One could argue that even though Ambrosia’s research is safe, it might constitute a waste of resources, given that “Approximately 36,000 units of red blood cells are needed every day in the U.S.,” according to the Red Cross.

Karmazin emphasizes, however, that Ambrosia’s treatment doesn’t actually use blood, but rather, like Stanford’s experiment, plasma — the solution in which red and white blood cells are suspended. As he explains, “when people donate blood, the red blood cells, they spin them out of the plasma, and then they discard the plasma, essentially. Sometimes it gets sold, and people make drugs out of it, but a lot of times it just expires, there’s no use for it. We’ve essentially been throwing away all this young plasma since blood banks were invented.” From Ambrosia’s perspective, the research utilizes a resource that often would not help people anyway.

If parabiosis lives up to its promise, concerns about resource allocation may fall by the wayside. Although society may look at the reversal of aging — or at least its effects on the body — as a frivolous indulgence for the rich and powerful, the health benefits appear tremendous. Aging’s effects are more than skin-deep; the aging process grinds away at organs, leading to disease. As researchers like Wagers and Wyss-Coray have demonstrated through their work, reversing the effects of aging can restore mental faculties and organ functions.

Among Ambrosia’s targets are diseases like diabetes and Alzheimer’s, which afflict millions of Americans. “We’ve treated Alzheimer’s patients and had remarkable improvements,” Karmazin says.

The possibilities are exciting, and Karmazin drifts into speculation. “It looks like there’s no theoretical limit,” he speculates. “You could simply march back someone’s appearance and health as far as you want, to the point of being a teenager, although I would expect it to be diminishing returns. The biggest differences probably happen at the beginning, and then it probably gets slower and slower, but maybe not.”

Next steps

Ambrosia’s study is not without flaws. The most noteworthy is that the study lacks a control group. An essential part of many experiments, control groups help researchers to identify intervening variables. In the case of a medical study like this, for example, scientists might give one group the actual treatment while giving another group a placebo, to test if the young blood is actually what causes changes in subjects.

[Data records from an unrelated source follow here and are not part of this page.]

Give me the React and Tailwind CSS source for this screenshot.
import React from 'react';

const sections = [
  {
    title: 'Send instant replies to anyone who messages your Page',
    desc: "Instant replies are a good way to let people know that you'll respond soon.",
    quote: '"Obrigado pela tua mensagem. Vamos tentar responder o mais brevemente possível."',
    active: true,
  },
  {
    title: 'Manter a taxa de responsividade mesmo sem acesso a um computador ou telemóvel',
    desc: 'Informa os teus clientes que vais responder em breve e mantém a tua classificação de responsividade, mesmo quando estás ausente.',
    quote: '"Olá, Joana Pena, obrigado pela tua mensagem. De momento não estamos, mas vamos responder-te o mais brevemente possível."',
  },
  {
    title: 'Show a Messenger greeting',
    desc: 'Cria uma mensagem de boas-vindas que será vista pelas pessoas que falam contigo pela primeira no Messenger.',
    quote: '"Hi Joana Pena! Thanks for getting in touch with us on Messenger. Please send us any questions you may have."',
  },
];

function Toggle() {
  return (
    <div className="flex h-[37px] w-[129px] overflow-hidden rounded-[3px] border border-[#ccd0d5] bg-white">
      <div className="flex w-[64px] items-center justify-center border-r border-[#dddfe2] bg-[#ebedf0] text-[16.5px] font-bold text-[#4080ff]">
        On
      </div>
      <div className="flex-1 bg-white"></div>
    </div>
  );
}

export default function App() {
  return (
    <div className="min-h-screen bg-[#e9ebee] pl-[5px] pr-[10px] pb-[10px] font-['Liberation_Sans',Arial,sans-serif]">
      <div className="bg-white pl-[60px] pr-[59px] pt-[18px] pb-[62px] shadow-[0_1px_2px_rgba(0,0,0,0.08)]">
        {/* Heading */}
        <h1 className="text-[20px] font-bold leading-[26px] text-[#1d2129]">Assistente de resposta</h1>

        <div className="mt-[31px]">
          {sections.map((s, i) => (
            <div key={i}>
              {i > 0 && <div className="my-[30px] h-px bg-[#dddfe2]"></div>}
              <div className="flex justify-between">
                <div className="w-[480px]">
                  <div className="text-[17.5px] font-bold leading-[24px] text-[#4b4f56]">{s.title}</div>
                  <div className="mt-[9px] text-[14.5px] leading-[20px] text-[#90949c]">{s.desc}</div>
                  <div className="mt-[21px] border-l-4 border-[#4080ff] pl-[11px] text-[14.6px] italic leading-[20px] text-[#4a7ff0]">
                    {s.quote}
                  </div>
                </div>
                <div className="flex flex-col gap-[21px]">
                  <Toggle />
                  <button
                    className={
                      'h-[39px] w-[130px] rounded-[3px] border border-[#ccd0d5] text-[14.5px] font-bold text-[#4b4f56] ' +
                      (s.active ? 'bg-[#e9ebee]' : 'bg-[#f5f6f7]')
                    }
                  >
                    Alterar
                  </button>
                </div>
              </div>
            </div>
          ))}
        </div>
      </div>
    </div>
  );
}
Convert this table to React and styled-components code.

Karmazin admits the design is not perfect, but argues that it’s a necessary compromise. “If we had a control group, most people wouldn’t be signing up. It would take even longer, or maybe it wouldn’t even happen at all, that we would learn about how this treatment helps people,” he explains. “And it doesn’t make the study of zero value, it just means it’s less informative than a placebo-controlled study.” Ambrosia was able to secure FDA approval for the study, despite its flaws., a point Karmazin emphasizes. However insidious the research may appear to mainstream observers, it has the government’s seal of approval.

Just how effective has Ambrosia’s treatment been? It’s too early for the company to make any definitive claims, Karmazin tells us. At the time we spoke, the study included 100 or so people; Karmazin hopes to expand to at least two or three hundred (still small, for a medical study) before he considers publishing results. He was, however, able to offer at least a hint as to what he had seen so far: “I think the results from even a single dose are long lasting. That’s essentially what I’m allowed to say at this point.”

For now, parabiosis remains a fringe topic, largely brought up for its controversial aspects. The research will continue, however; if the results are positive, humanity could see a future without aging, although it remains in question who would be able to reap those benefits.